Elixir-style pipelines in Ruby

by gregnavison 12/10/2022, 2:47 PMwith 16 comments

by bwilliamson 12/10/2022, 5:00 PM

The beauty (and horror) of Ruby is that you can do almost anything with it. I think this is a really interesting and clever use of the "can do anything" aspect of Ruby, although I think I'd prefer not to run into it in a production app.

Still, it's really cool to see how far we can push/mold the language to accomplish different tasks and patterns.

by joeman1000on 12/10/2022, 10:16 PM

I've had a look at threading/piping operators in a few languages (list below). I'd say that Racket has the best one I've used. I love that you can specify a '_' for the hole which the result from the previous operation will fill. Julia's threading macro is surprisingly brittle, only letting you chain single-argument functions unless you want to use anonymous functions with one bound variable and the rest free.

+ Haskell :: https://www.schoolofhaskell.com/user/Gabriel439/Pipes%20tuto...

+ Racket :: https://docs.racket-lang.org/threading/index.html

+ Clojure :: https://clojure.org/guides/threading_macros

+ Julia :: https://syl1.gitbook.io/julia-language-a-concise-tutorial/us...

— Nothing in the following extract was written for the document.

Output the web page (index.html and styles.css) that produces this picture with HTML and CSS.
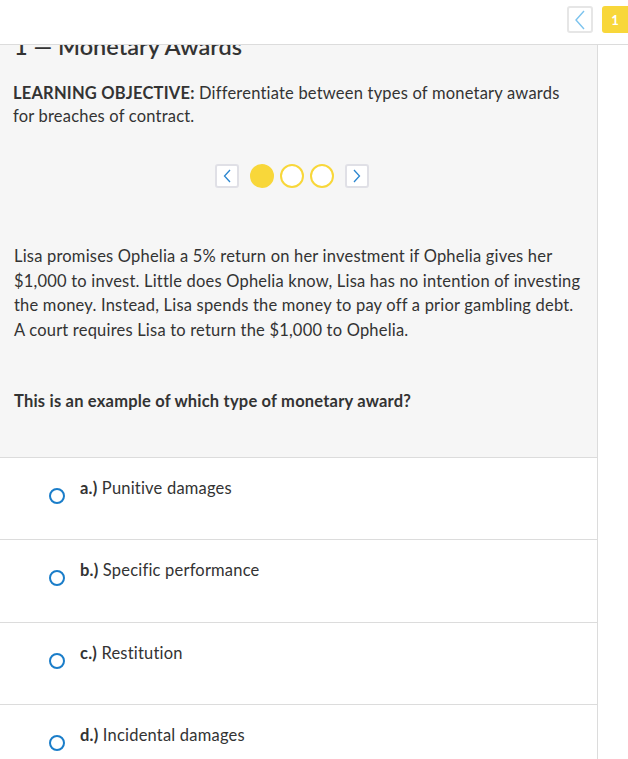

+ R :: https://r4ds.had.co.nz/pipes.html

by bonquesha99on 12/10/2022, 8:56 PM

Check out this proof of concept gem to perform pipe operations in Ruby using block expressions:

https://github.com/lendinghome/pipe_operator#-pipe_operator

  "https://api.github.com/repos/ruby/ruby".pipe do
    URI.parse
    Net::HTTP.get
    JSON.parse.fetch("stargazers_count")
    yield_self { |n| "Ruby has #{n} stars" }
    Kernel.puts
  end
  #=> Ruby has 15120 stars

by quechimbaon 12/10/2022, 9:32 PM

I like using .then for chaining stuff, like this:

    sig { params(obj: T.untyped).void }
    def write(obj)
      obj
        .then { Array(_1) }
        .then { @wrapper.pack(_1) }
        .then { @deflate.deflate(_1, Zlib::SYNC_FLUSH) }
        .then { @body.write(_1) }
    end

by ilyashon 12/11/2022, 4:56 AM

While not as thorough solution as mentioned here in comments, UFCS goes a long way in this direction. In Next Generation Shell, I've designed the methods so that the first parameter is something that is likely to come from "the pipeline". Hence mylist.filter(...).map(...) just work. Combined with multiple dispatch and the fact that methods don't belong to a particular type/class, it allows creating user-defined methods with same convention to work with any existing and new types/classes.

UFCS - https://en.m.wikipedia.org/wiki/Uniform_Function_Call_Syntax

by zelphirkalton 12/10/2022, 5:59 PM

Do the steps of the pipeline implementation in Ruby run concurrently?

I once did an Elixir course and really liked the pipelines. I continued implementing pipelines with a Scheme macro, but not concurrently.